It’s no secret that I love the Real Housewives. In fact, some of my best friends are former Housewives. (Hi, Jill!) The Real Housewives of the OC is on now and I’m predictably hooked. There are so many fascinating relationship dynamics that I’ll try and dissect in future posts, but what I wanted to focus on today is the Brooks and Vicki stuff. For those not watching, Brooks is Vicki’s boyfriend and hasn’t had a very easy entry into Vicki’s group of Real Housewives friends for a variety of reasons. Right now, everyone’s convinced that he’s faking his illness. I can’t comment on that, aside from saying that I’m dying to find out how this saga ends, but I can comment on how to deal when it seems like everyone you know hates your boyfriend.

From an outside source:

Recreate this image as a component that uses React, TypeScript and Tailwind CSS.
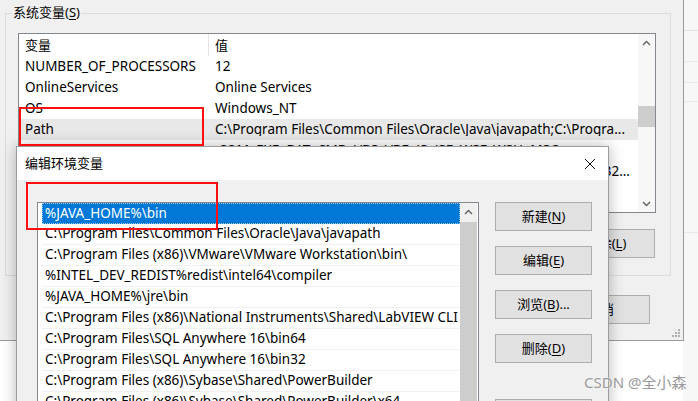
import type { ReactNode } from "react";

const sysRows: [string, string][] = [
  ["NUMBER_OF_PROCESSORS", "12"],
  ["OnlineServices", "Online Services"],
  ["OS", "Windows_NT"],
  ["Path", "C:\\Program Files\\Common Files\\Oracle\\Java\\javapath;C:\\Progra..."],
  ["PATHEXT", ".COM;.EXE;.BAT;.CMD;.VBS;.VBE;.JS;.JSE;.WSF;.WSH;.MSC"],
  ["PSModulePath", "%ProgramFiles%\\WindowsPowerShell\\Modules;C:\\WINDOWS\\system32..."],
  ["TEMP", "C:\\WINDOWS\\TEMP"],
];

const pathItems = [
  "%JAVA_HOME%\\bin",
  "C:\\Program Files\\Common Files\\Oracle\\Java\\javapath",
  "C:\\Program Files (x86)\\VMware\\VMware Workstation\\bin\\",
  "%INTEL_DEV_REDIST%redist\\intel64\\compiler",
  "%JAVA_HOME%\\jre\\bin",
  "C:\\Program Files (x86)\\National Instruments\\Shared\\LabVIEW CLI",
  "C:\\Program Files\\SQL Anywhere 16\\bin64",
  "C:\\Program Files\\SQL Anywhere 16\\bin32",
  "C:\\Program Files (x86)\\Sybase\\Shared\\PowerBuilder",
  "C:\\Program Files (x86)\\Sybase\\Shared\\PowerBuilder\\x64",
];

function Caret({ down = false }: { down?: boolean }) {
  return (
    <svg width="9" height="6" viewBox="0 0 9 6" aria-hidden>
      <path
        d={down ? "M1 1 4.5 4.5 8 1" : "M1 5 4.5 1.5 8 5"}
        fill="none"
        stroke="#606060"
        strokeWidth="1.4"
      />
    </svg>
  );
}

function WinButton({ children, className = "" }: { children: ReactNode; className?: string }) {
  return (
    <div
      className={[
        "flex h-[29px] w-[97px] shrink-0 items-center justify-center border border-[#adadad] bg-[#e1e1e1] text-[13px] text-black",
        className,
      ].join(" ")}
    >
      {children}
    </div>
  );
}

function Key({ k }: { k: string }) {
  return (
    <>
      (<span className="underline underline-offset-2">{k}</span>)
    </>
  );
}

export default function App() {
  return (
    <div className="relative h-[401px] w-[698px] overflow-hidden bg-white font-['Noto_Sans','Noto_Sans_CJK_SC',sans-serif] text-[13px] leading-none text-black">
      {/* window further behind, right edge */}
      <div className="absolute left-[683px] top-0 flex h-[401px] w-[15px] flex-col bg-[#f7f7f7]">
        <div className="mt-[30px] h-px bg-[#e2e2e2]" />
        <div className="mt-[30px] h-px bg-[#e8e8e8]" />
        <div className="mt-[20px] h-px bg-[#e8e8e8]" />
        <div className="mt-[18px] h-px bg-[#e8e8e8]" />
        <div className="mt-[130px] h-px bg-[#e8e8e8]" />
      </div>

      {/* system variables window */}
      <div className="absolute left-0 top-0 flex h-[341px] w-[684px] flex-col border-b border-r border-[#9a9a9a] bg-[#f0f0f0]">
        <div className="relative ml-[5px] mt-[13px] flex h-[263px] w-[666px] flex-col border border-[#dcdcdc]">
          <span className="absolute -top-[8px] left-[6px] bg-[#f0f0f0] px-px text-[13px]">
            系统变量<Key k="S" />
          </span>

          <div className="ml-[12px] mt-[19px] flex h-[180px] w-[638px] border border-[#828790] bg-white">
            <div className="flex min-w-0 flex-1 flex-col">
              <div className="flex h-[22px] shrink-0 items-center">
                <div className="flex h-full w-[190px] items-center border-r border-[#e5e5e5] pl-[6px]">变量</div>
                <div className="pl-[6px]">值</div>
              </div>
              {sysRows.map(([name, value]) => (
                <div
                  key={name}
                  className={[
                    "flex h-[21px] shrink-0 items-center text-[13.5px]",
                    name === "Path" ? "bg-[#e8e8e8]" : "",
                  ].join(" ")}
                >
                  <div className="w-[190px] shrink-0 truncate pl-[6px]">{name}</div>
                  {name === "PSModulePath" ? (
                    <div className="flex min-w-0 flex-1 justify-end overflow-hidden whitespace-nowrap pr-[8px]">
                      {value}
                    </div>
                  ) : (
                    <div className="min-w-0 flex-1 truncate pl-[6px] pr-[6px]">{value}</div>
                  )}
                </div>
              ))}
            </div>
            <div className="flex w-[17px] shrink-0 flex-col items-center bg-[#f7f7f7]">
              <div className="flex h-[17px] w-full items-center justify-center">
                <Caret />
              </div>
              <div className="mt-[55px] h-[21px] w-full bg-[#cdcdcd]" />
              <div className="flex-1" />
              <div className="flex h-[17px] w-full items-center justify-center">
                <Caret down />
              </div>
            </div>
          </div>

          <div className="mr-[15px] mt-[16px] flex justify-end gap-[8px]">
            <WinButton className="h-[28px] w-[98px]">新建(W)...</WinButton>
            <WinButton className="h-[28px] w-[98px]">编辑(I)...</WinButton>
            <WinButton className="h-[28px] w-[98px]">
              删除<Key k="L" />
            </WinButton>
          </div>
        </div>

        <div className="mr-[33px] mt-[19px] flex justify-end gap-[8px]">
          <WinButton className="h-[28px] w-[98px]">确定</WinButton>
          <WinButton className="h-[28px] w-[98px]">取消</WinButton>
        </div>

        <div className="mb-[3px] mr-[3px] mt-auto grid grid-cols-3 gap-px self-end">
          <span />
          <span />
          <span className="h-[2px] w-[2px] bg-[#b0b0b0]" />
          <span />
          <span className="h-[2px] w-[2px] bg-[#b0b0b0]" />
          <span className="h-[2px] w-[2px] bg-[#b0b0b0]" />
          <span className="h-[2px] w-[2px] bg-[#b0b0b0]" />
          <span className="h-[2px] w-[2px] bg-[#b0b0b0]" />
          <span className="h-[2px] w-[2px] bg-[#b0b0b0]" />
        </div>
      </div>

      {/* edit environment variable dialog */}
      <div className="absolute left-[16px] top-[146px] flex h-[280px] w-[593px] flex-col border border-[#9c9c9c] bg-[#f0f0f0] shadow-[0_0_14px_rgba(0,0,0,0.28)]">
        <div className="flex h-[33px] shrink-0 items-center justify-between bg-white pl-[8px] pr-[12px]">
          <span className="text-[13px]">编辑环境变量</span>
          <svg width="12" height="12" viewBox="0 0 12 12" aria-hidden>
            <path d="M1 1 11 11M11 1 1 11" stroke="#111" strokeWidth="1" />
          </svg>
        </div>

        <div className="flex">
          <div className="ml-[20px] mt-[22px] flex h-[260px] w-[442px] border border-[#828790] bg-white">
            <div className="flex min-w-0 flex-1 flex-col pl-[4px]">
              {pathItems.map((item, i) => (
                <div
                  key={item}
                  className={[
                    "flex h-[21px] shrink-0 items-center whitespace-nowrap pl-[3px] text-[13.5px]",
                    i === 0
                      ? "bg-[#0078d7] text-white outline outline-1 -outline-offset-1 outline-dotted outline-[#9cc8f0]"
                      : "border-b border-[#f0f0f0]",
                  ].join(" ")}
                >
                  {item}
                </div>
              ))}
            </div>
            <div className="flex w-[17px] shrink-0 flex-col bg-[#f0f0f0]">
              <div className="flex h-[18px] w-full items-center justify-center">
                <Caret />
              </div>
              <div className="mt-[1px] flex-1 bg-[#cdcdcd]" />
            </div>
            <div className="w-px shrink-0 bg-white" />
          </div>

          <div className="ml-[16px] mt-[22px] flex flex-col gap-[15px]">
            <WinButton>
              新建<Key k="N" />
            </WinButton>
            <WinButton>
              编辑<Key k="E" />
            </WinButton>
            <WinButton>
              浏览<Key k="B" />...
            </WinButton>
            <WinButton>
              删除<Key k="D" />
            </WinButton>
            <WinButton className="mt-[21px]">上移(U)</WinButton>
          </div>
        </div>
      </div>

      {/* annotations */}
      <div className="absolute left-[19px] top-[107px] h-[39px] w-[185px] border-2 border-[#ff1010]" />
      <div className="absolute left-[26px] top-[182px] h-[48px] w-[192px] border-2 border-[#ff1010]" />

      <div className="absolute left-[584px] top-[375px] text-[15px] text-[#9a9a9a] [text-shadow:0_0_2px_#fff]">
        CSDN @全小森
      </div>
    </div>
  );
}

It’s an icky situation and here’s what you should do.
Listen
If there are several people saying the same thing about the new man in your life, it would be silly to completely ignore what you’re hearing. After all, the people saying this negative stuff to you do love you and want the best for you. So, if you hear that folks are talking smack about your boo, I say you get some details on what’s being said. In a very non-confrontational way, ask someone close to you to repeat the gossip going around and take the time to listen to what they’re saying. Really take it in. Does it resonate with you? If so, maybe this gossip is true and you need to rethink things with your man. If not, now is not the time to refute this gossip or yell at the person who shared the news with you. Thank the person for sharing this icky stuff—it probably wasn’t easy for them to say it to your face—and then take a beat to yourself before you do anything else.
Talk to your boyfriend
After you’ve had some alone time to calm your emotions and really process what you’ve heard, it’s time to talk to the man of the hour. Bring up the issues you know people are talking about. If you think these issues could be real, start figuring out how to deal with them or how to end it with him. If you think this is just mean gossip, ask him how he thinks you two as a couple should respond and cook up a plan that you both feel comfortable with. If you decide to stick together through this, the important thing is to actually stick together! Face this as a team, not a lone soldier.
Shut it down
And then you have to totally shut down the rumors and gossip. Talk to those close to you and explain why these rumors don’t hold water for you and how fantastic your relationship actually is. Or, explain that the rumors brought up some issues for the two of you and you guys are working to build the relationship you want. Say your piece and then explain to your loved ones that you will never discuss this issue again. Case closed. Also tell them that while you can’t control what they do, you would hope that they’d respect you enough to stop talking about it when you’re not present as well. Once you explain where you’re coming from, set firm boundaries on the gossip and request what you think is good behavior from them, walk away. You’ve done all you can to shut it down and now it’s time to disengage and let your plan work.